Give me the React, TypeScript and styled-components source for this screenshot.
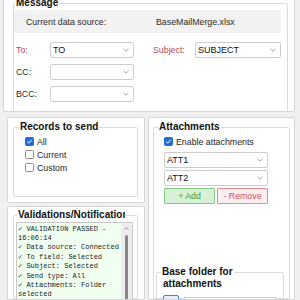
import React from 'react';
import styled, { createGlobalStyle } from 'styled-components';

const GlobalStyle = createGlobalStyle`
  html, body {
    margin: 0;
    padding: 0;
  }
  body {
    font-family: "Liberation Sans", Arial, sans-serif;
    font-size: 8.8px;
    color: #1e1e1e;
    background: #f0f0f0;
  }
`;

const Screen = styled.div`
  width: 300px;
  height: 300px;
  overflow: hidden;
  background: #f0f0f0;
  display: flex;
  flex-direction: column;
  gap: 5px;
`;

const Panel = styled.div<{ $height?: number }>`
  box-sizing: border-box;
  background: #fff;
  border: 1px solid #d6d6d6;
  border-radius: 2px;
  overflow: hidden;
  display: flex;
  flex-direction: column;
  ${p => (p.$height ? `height: ${p.$height}px; flex: none;` : 'flex: 1; min-height: 0;')}
`;

const TopPanel = styled(Panel)`
  margin: -10px 0 0 3px;
  width: 292px;
  padding-left: 9px;
  padding-top: 6px;
`;

const GroupBox = styled.fieldset`
  box-sizing: border-box;
  margin: 0;
  padding: 0;
  border: 1px solid #dadada;
  border-radius: 2px;
  min-width: 0;
  display: flex;
  flex-direction: column;
`;

const Legend = styled.legend<{ $indent: number; $clip?: number }>`
  margin-left: ${p => p.$indent}px;
  padding: 0 1px;
  font-weight: bold;
  font-size: 10px;
  line-height: 12px;
  color: #111;
  white-space: nowrap;
  overflow: hidden;
  ${p => (p.$clip ? `max-width: ${p.$clip}px;` : '')}
`;

const DataSource = styled.div`
  margin-top: 1px;
  height: 23px;
  width: 267px;
  background: #f2f2f2;
  display: grid;
  grid-template-columns: 130px 1fr;
  align-items: center;
  padding-left: 12px;
  box-sizing: border-box;
  color: #2a2a2a;
`;

const FieldGrid = styled.div`
  margin: 9px 0 20px 2px;
  display: grid;
  grid-template-columns: 34px 84px 19px 42px 86px;
  grid-auto-rows: 16px;
  row-gap: 6px;
  align-items: center;
`;

const Label = styled.span<{ $required?: boolean }>`
  color: ${p => (p.$required ? '#b84a4c' : '#2a2a2a')};
`;

const ComboBox = styled.div<{ $width?: number }>`
  box-sizing: border-box;
  height: 16px;
  ${p => (p.$width ? `width: ${p.$width}px;` : '')}
  border: 1px solid #cdcdcd;
  border-radius: 2px;
  background: #fff;
  display: flex;
  align-items: center;
  justify-content: space-between;
  padding: 0 4px 0 2px;
  font-size: 9px;
  color: #111;
`;

const Chevron = () => (
  <svg width="6" height="4" viewBox="0 0 6 4">
    <path d="M0.5 0.8 L3 3.2 L5.5 0.8" fill="none" stroke="#9a9a9a" strokeWidth="0.9" />
  </svg>
);

const Combo = ({ value, width }: { value?: string; width?: number }) => (
  <ComboBox $width={width}>
    <span>{value}</span>
    <Chevron />
  </ComboBox>
);

const Lower = styled.div`
  flex: 1;
  min-height: 0;
  display: flex;
  gap: 3px;
  margin-left: 7px;
`;

const LeftColumn = styled.div`
  width: 138px;
  display: flex;
  flex-direction: column;
  gap: 3px;
`;

const RecordsPanel = styled(Panel)`
  padding: 3px 6px 5px 5px;
`;

const ValidationPanel = styled(Panel)`
  padding: 2px 6px 0 5px;
`;

const RightPanel = styled(Panel)`
  width: 147px;
  flex: none;
  padding: 3px 4px 0 4px;
`;

const FillGroup = styled(GroupBox)`
  flex: 1;
  min-height: 0;
`;

const CheckList = styled.div<{ $indent: number }>`
  margin-top: 2px;
  padding-left: ${p => p.$indent}px;
  display: flex;
  flex-direction: column;
`;

const CheckRow = styled.label`
  height: 13px;
  display: flex;
  align-items: center;
  gap: 3px;
  color: #1e1e1e;
`;

const Box = styled.span<{ $checked?: boolean }>`
  box-sizing: border-box;
  width: 9px;
  height: 9px;
  border-radius: 1.5px;
  border: 1px solid ${p => (p.$checked ? '#1f6fd1' : '#8c8c8c')};
  background: ${p => (p.$checked ? '#1f6fd1' : '#fff')};
  display: flex;
  align-items: center;
  justify-content: center;
`;

const Check = ({ checked, label }: { checked?: boolean; label: string }) => (
  <CheckRow>
    <Box $checked={checked}>
      {checked && (
        <svg width="7" height="7" viewBox="0 0 7 7">
          <path d="M1.2 3.6 L2.8 5.1 L5.8 1.8" fill="none" stroke="#fff" strokeWidth="1" />
        </svg>
      )}
    </Box>
    {label}
  </CheckRow>
);

const AttachStack = styled.div`
  margin: 4px 0 0 10px;
  width: 104px;
  display: flex;
  flex-direction: column;
  gap: 2px;
`;

const ButtonRow = styled.div`
  display: flex;
  gap: 2px;
`;

const ActionButton = styled.button<{ $tone: 'add' | 'remove' }>`
  box-sizing: border-box;
  height: 16px;
  flex: 1;
  padding: 0;
  font-family: inherit;
  font-size: 8.8px;
  border-radius: 1px;
  border: 1px solid ${p => (p.$tone === 'add' ? '#83c983' : '#e68d92')};
  background: ${p => (p.$tone === 'add' ? '#d6f1d6' : '#fdeff0')};
  color: ${p => (p.$tone === 'add' ? '#3f9f3f' : '#d55058')};
`;

const FolderGroup = styled(GroupBox)`
  margin: 62px 0 0 2px;
  width: 128px;
  flex: 1;
`;

const SubTitle = styled.div`
  padding-left: 6px;
  font-weight: bold;
  font-size: 10px;
  line-height: 12px;
  color: #111;
`;

const FolderRow = styled.div`
  margin: 5px 0 0 6px;
  display: flex;
  align-items: flex-start;
  gap: 5px;
`;

const IconButton = styled.div`
  box-sizing: border-box;
  width: 16px;
  height: 16px;
  border: 1px solid #3f83d6;
  border-radius: 2px;
  background: #e6f0fb;
  display: flex;
  align-items: center;
  justify-content: center;
`;

const TextBox = styled.div`
  box-sizing: border-box;
  margin-top: 2px;
  width: 92px;
  height: 15px;
  border: 1px solid #cdcdcd;
  background: #fff;
`;

const LogBox = styled.div`
  box-sizing: border-box;
  margin: 1px 0 0 2px;
  width: 117px;
  flex: 1;
  display: flex;
  border: 1px solid #c9c9c9;
  background: #f0fff0;
`;

const LogText = styled.div`
  flex: 1;
  padding: 1.5px 0 0 1px;
  font-family: "Liberation Mono", "DejaVu Sans Mono", monospace;
  font-size: 7px;
  line-height: 9.4px;
  color: #222;
  white-space: pre;
  overflow: hidden;
`;

const ScrollTrack = styled.div`
  width: 11px;
  background: #ededed;
  display: flex;
  flex-direction: column;
  align-items: center;
  padding-top: 4px;
  gap: 5px;
`;

const ScrollThumb = styled.div`
  width: 3px;
  flex: 1;
  border-radius: 2px;
  background: #858585;
`;

const logLines = [
  '✓ VALIDATION PASSED -',
  '16:06:14',
  '✓ Data source: Connected',
  '✓ To field: Selected',
  '✓ Subject: Selected',
  '✓ Send type: All',
  '✓ Attachments: Folder',
  'selected',
];

export default function App() {
  return (
    <Screen>
      <GlobalStyle />
      <TopPanel $height={122}>
        <GroupBox style={{ width: 275 }}>
          <Legend $indent={1}>Message</Legend>
          <DataSource>
            <span>Current data source:</span>
            <span>BaseMailMerge.xlsx</span>
          </DataSource>
          <FieldGrid>
            <Label $required>To:</Label>
            <Combo value="TO" />
            <span />
            <Label $required>Subject:</Label>
            <Combo value="SUBJECT" />
            <Label>CC:</Label>
            <Combo />
            <span />
            <span />
            <span />
            <Label>BCC:</Label>
            <Combo />
          </FieldGrid>
        </GroupBox>
      </TopPanel>
      <Lower>
        <LeftColumn>
          <RecordsPanel $height={86}>
            <FillGroup>
              <Legend $indent={5}>Records to send</Legend>
              <CheckList $indent={11}>
                <Check checked label="All" />
                <Check label="Current" />
                <Check label="Custom" />
              </CheckList>
            </FillGroup>
          </RecordsPanel>
          <ValidationPanel>
            <FillGroup>
              <Legend $indent={3} $clip={106}>Validations/Notifications</Legend>
              <LogBox>
                <LogText>{logLines.join('\n')}</LogText>
                <ScrollTrack>
                  <svg width="5" height="3" viewBox="0 0 5 3">
                    <path d="M0.5 2.5 L2.5 0.6 L4.5 2.5" fill="none" stroke="#777" strokeWidth="0.8" />
                  </svg>
                  <ScrollThumb />
                </ScrollTrack>
              </LogBox>
            </FillGroup>
          </ValidationPanel>
        </LeftColumn>
        <RightPanel>
          <FillGroup>
            <Legend $indent={4}>Attachments</Legend>
            <CheckList $indent={10}>
              <Check checked label="Enable attachments" />
            </CheckList>
            <AttachStack>
              <Combo value="ATT1" />
              <Combo value="ATT2" />
              <ButtonRow>
                <ActionButton $tone="add">+ Add</ActionButton>
                <ActionButton $tone="remove">- Remove</ActionButton>
              </ButtonRow>
            </AttachStack>
            <FolderGroup>
              <Legend $indent={4}>Base folder for</Legend>
              <SubTitle>attachments</SubTitle>
              <FolderRow>
                <IconButton>
                  <svg width="10" height="8" viewBox="0 0 10 8">
                    <path d="M0.5 1 H4 L5 2 H9.5 V7.5 H0.5 Z" fill="#9aa7b4" />
                  </svg>
                </IconButton>
                <TextBox />
              </FolderRow>
            </FolderGroup>
          </FillGroup>
        </RightPanel>
      </Lower>
    </Screen>
  );
}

★ ★ ★ ★ ★

Exercise requirements:
Pull out all lines containing "React".

Result for this task:
Give me the React, TypeScript and styled-components source for this screenshot.
import React from 'react';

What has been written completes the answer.